For autopolyploid species, a polyploid BSA-seq method was developed and tested using data from tetraploid potato and hexaploid sweetpotato. The minimum sequencing depth for identifying parent-specific simplex SNP calling was determined to be 40 × and 75 × for potato and sweetpotato, respectively (Yamakawa et al. 2021). Sequences from one parent are aligned to the species public genome to identify a reference SNP allele. Reads from the bulks and the second parent are reported in relation to reference alleles and SNP indices are calculated. SNP loci were evaluated for both parents considering sites where SNP-indexes were equal to 0 in one of the parents, i.e., in nulliplex cases. The potato’s H1 resistance locus was identified on chromosome 5, and sweetpotato’s anthocyanin QTL was detected on chromosome 12 (Yamakawa et al. 2021).

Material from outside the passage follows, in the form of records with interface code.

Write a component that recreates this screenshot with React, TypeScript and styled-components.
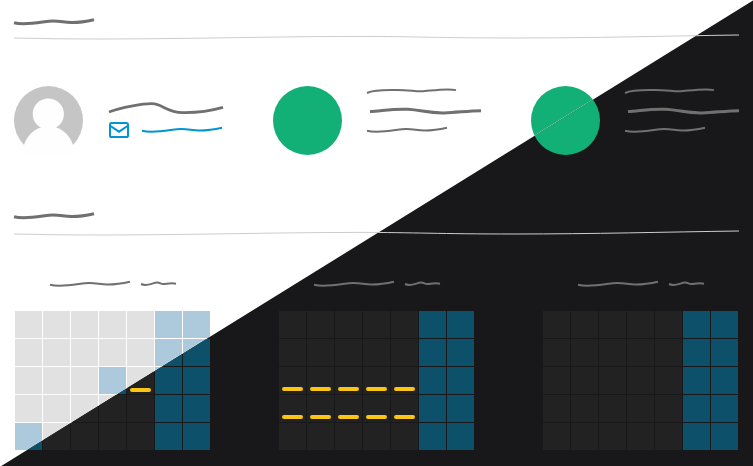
import React from "react";
import styled, { createGlobalStyle, css, ThemeProvider } from "styled-components";

const GlobalStyle = createGlobalStyle`
  body { margin: 0; background: #ffffff; font-family: "Liberation Sans", Arial, sans-serif; }
`;

const light = { page: "#ffffff", day: "#e1e1e1", marked: "#adcadc", clip: "polygon(0 0, 753.3px 0, 0 466.3px)" };
const dark = { page: "#18181a", day: "#222222", marked: "#0d5069", clip: "polygon(753.9px 0, 760px 470px, 0 470px, 0 466.8px)" };
type Palette = typeof light;

const Preview = styled.main`
  display: grid;
  width: 753px;
  height: 466px;
  overflow: hidden;
`;

const Layer = styled.div<{ theme: Palette }>`
  grid-area: 1 / 1;
  width: 753px;
  height: 466px;
  box-sizing: border-box;
  padding: 18px 14px 0;
  overflow: hidden;
  background: ${({ theme }) => theme.page};
  clip-path: ${({ theme }) => theme.clip};
`;

const SectionHeader = styled.header<{ $gap: number }>`
  display: flex;
  flex-direction: column;
  align-items: flex-start;
  gap: ${({ $gap }) => $gap}px;
`;

const Stroke = styled.svg<{ $weight: number; $tone?: string }>`
  display: block;
  flex: none;
  overflow: visible;
  fill: none;
  stroke: ${({ $tone }) => $tone ?? "#707070"};
  stroke-width: ${({ $weight }) => $weight};
`;

const Contacts = styled.section`
  display: grid;
  grid-template-columns: 259px 258px 208px;
  height: 69px;
  margin: 46px 0 57px;
`;

const Contact = styled.article<{ $gap: number }>`
  display: flex;
  gap: ${({ $gap }) => $gap}px;
`;

const Status = styled.div`
  width: 69px;
  height: 69px;
  border-radius: 50%;
  background: #12b076;
`;

const Avatar = styled.svg`
  display: block;
  flex: none;
`;

const Details = styled.div<{ $top: number; $gap: number }>`
  display: flex;
  flex-direction: column;
  gap: ${({ $gap }) => $gap}px;
  padding-top: ${({ $top }) => $top}px;
`;

const Indent = styled.div`
  padding-left: 3px;
  margin-bottom: -4px;
`;

const Mail = styled.div`
  display: flex;
  align-items: center;
  gap: 13px;
`;

const Months = styled.section`
  display: grid;
  grid-template-columns: repeat(3, 195px);
  column-gap: 69px;
  padding-left: 1px;
  margin-top: 44px;
`;

const MonthName = styled.div`
  display: flex;
  gap: 11px;
  height: 31px;
  padding-left: 35px;
`;

const Days = styled.div`
  display: grid;
  grid-template-columns: repeat(7, 27px);
  grid-auto-rows: 27px;
  gap: 1px;
`;

const Day = styled.div<{ $marked: boolean; theme: Palette }>`
  display: flex;
  justify-content: center;
  background: ${({ $marked, theme }) => ($marked ? theme.marked : theme.day)};
`;

const Event = styled.span<{ $low?: boolean }>`
  width: 21px;
  height: 4px;
  margin-top: 20px;
  border-radius: 2px;
  background: #fac515;
  ${({ $low }) => $low && css`margin-top: 21px;`}
`;

const Wave = ({ weight = 2, tone }: { weight?: number; tone?: string }) => (
  <Stroke $weight={weight} $tone={tone} width="80" height="8" viewBox="0 0 80 8">
    <path d="M0 4.7 C11 7.6 28 3.8 35 3.2 C45 2.4 49 4.4 57 4.6 C66 4.7 73 3.4 80 1.8" />
  </Stroke>
);

const Rule = () => (
  <Stroke $weight={1} $tone="#cdcdcd" width="725" height="6" viewBox="0 0 725 6">
    <path d="M0 4 C115 7 235 2.4 345 2.4 C400 2.4 425 4 500 4 C580 4 650 2 725 1" />
  </Stroke>
);

const Header = ({ gap }: { gap: number }) => (
  <SectionHeader $gap={gap}>
    <Wave weight={3} />
    <Rule />
  </SectionHeader>
);

const Person = () => (
  <Contact $gap={26}>
    <Avatar width="69" height="69" viewBox="0 0 69 69">
      <circle cx="34.5" cy="34.5" r="34.5" fill="#c5c5c5" />
      <g fill="#fefefe">
        <circle cx="34.3" cy="28" r="15.6" />
        <path d="M10 59 C13 50 19 44 27 41.5 H42 C50 44 56 50 59 59 V70 H10Z" />
      </g>
    </Avatar>
    <Details $top={16} $gap={8}>
      <Stroke $weight={2.8} width="114" height="12" viewBox="0 0 114 12">
        <path d="M0 10 C14 4.9 35 1.5 43 1.7 C54 2 57 10.3 74 10.6 C91 10.9 103 8.5 114 5.4" />
      </Stroke>
      <Mail>
        <Stroke $weight={2} $tone="#0095d3" width="20" height="16" viewBox="0 0 20 16">
          <rect x="1" y="1" width="18" height="14" rx="1.6" />
          <path d="M1.5 4 L10 9.7 L18.5 4" />
        </Stroke>
        <Wave tone="#0095d3" />
      </Mail>
    </Details>
  </Contact>
);

const Service = () => (
  <Contact $gap={25}>
    <Status />
    <Details $top={2} $gap={15}>
      <Stroke $weight={2} width="89" height="6" viewBox="0 0 89 6">
        <path d="M0 5 C9 .8 25 2.2 37 2.2 C45 2.2 49 4 58 3.1 C69 2 81 .2 89 2.1" />
      </Stroke>
      <Indent>
        <Stroke $weight={3} width="111" height="6" viewBox="0 0 111 6">
          <path d="M0 2.5 C11 2 24 -.6 38 .3 C52 1.2 58 4.2 74 3.9 C88 3.4 98 2 111 1.8" />
        </Stroke>
      </Indent>
      <Wave weight={2} />
    </Details>
  </Contact>
);

const cells = Array.from({ length: 35 }, (_, index) => index);

type MonthProps = { marked?: number[]; events?: number[]; low?: boolean };
const Month = ({ marked = [], events = [], low }: MonthProps) => (
  <article>
    <MonthName>
      <Wave />
      <Stroke $weight={2} width="35" height="8" viewBox="0 0 35 8">
        <path d="M0 4 C6 7 12 2.5 16 2.5 C20 2.5 19 4.2 23 4 C27 3.6 31 2.7 35 3.7" />
      </Stroke>
    </MonthName>
    <Days>
      {cells.map((day) => (
        <Day key={day} $marked={day % 7 > 4 || marked.includes(day)}>
          {events.includes(day) && <Event $low={low} />}
        </Day>
      ))}
    </Days>
  </article>
);

const Dashboard = () => (
  <Layer>
    <Header gap={8} />
    <Contacts>
      <Person />
      <Service />
      <Service />
    </Contacts>
    <Header gap={10} />
    <Months>
      <Month marked={[17, 28]} events={[18]} low />
      <Month events={[14, 15, 16, 17, 18, 21, 22, 23, 24, 25]} />
      <Month />
    </Months>
  </Layer>
);

export default function App() {
  return (
    <>
      <GlobalStyle />
      <Preview>
        {[light, dark].map((palette) => (
          <ThemeProvider key={palette.page} theme={palette}>
            <Dashboard />
          </ThemeProvider>
        ))}
      </Preview>
    </>
  );
}
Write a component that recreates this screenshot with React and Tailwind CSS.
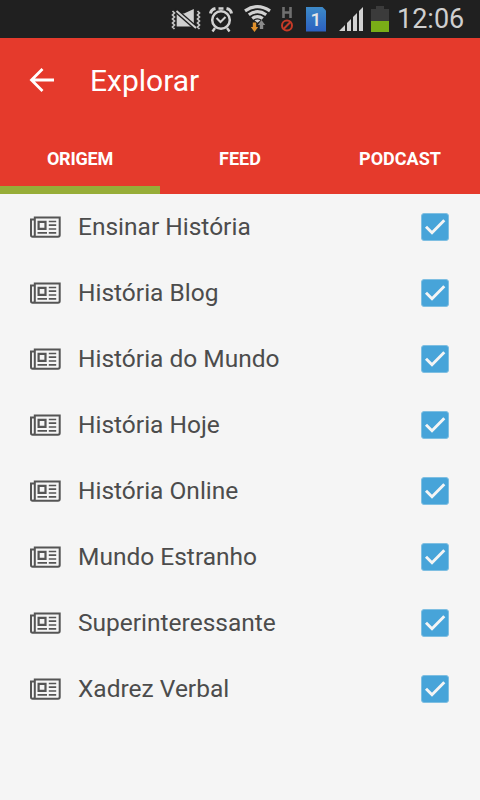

In our illustration, we have simply combined the read counts of BT progenies whose flesh color scores were lower than 4.30 (24 individuals within ‘low’ bulk) or greater than 7.21 (23 individuals within ‘high’ bulk) as if they were sequenced in their respective bulks out of the raw variant call format (VCF) files. From a total of 87,134 variants derived from I. trifida genome alignment, there were 8,567 and 18,226 SNPs in simplex (Aaaaaa) states for either ‘Beauregard’ or ‘Tanzania’, respectively, to contrast with the nulliplex (aaaaaa) states of the other parent. Differences between SNP-index from the low and high value bulks, ΔSNP-index, allowed us to detect the same regions on chromosome 3 and 12 to be associated with flesh color (Fig. 6.6).

Fig. 6.6
figure 6

BSA-seq for flesh color in sweetpotato ‘Beauregard’ × ‘Tanzania’ full-sib population (\(N = 298\)) evaluated in Peru. The evaluation of 26,793 simplex SNPs (8567 for ‘Beauregard’ and 18,226 for ‘Tanzania’) has shown highest absolute values of ΔSNP-index between ‘low’ and ‘high’ bulks on chromosome 3 (3,120,245 bp) and 12 (21,812,147 bp for ‘Beauregard’, and 21,271,480 bp for ‘Tanzania’) close to previously identified QTL regions

6.4 Future Prospects

The main goal of QTL mapping is to investigate the genetic architecture of quantitative traits of interest. Single- and multiple-QTL models have been available for inbred, diploid mapping populations for quite some time now (see Da Costa and Zeng (2010) for a comprehensive review). However, only recently these methods became available for outbred, polyploid mapping populations. For sweetpotato, QTL mapping has been used in different populations (backgrounds) and for a set of traits to date. Great progress has been achieved, particularly with the recent studies which used molecular markers and statistical methods specifically developed for complex autopolyploid species. Next steps in QTL mapping should remain in the extension of the methods to account for multiple traits or environments simultaneously, enabling the investigation of pleiotropic effects and linkage as well as the interaction between QTL and environments. Certainly, the future results of these approaches will be helpful to improve our understanding regarding genetic architecture of the traits. Major effects QTL, detected with stability in multiple environments and for several traits, could be incorporated as a fixed term into prediction statistical models, in the context of genomic selection. The development of these models is currently in progress for sweetpotato populations, in its first version, and the use of novel QTL could be helpful. Overall, we believe these approaches will provide valuable information for MAS into sweetpotato breeding.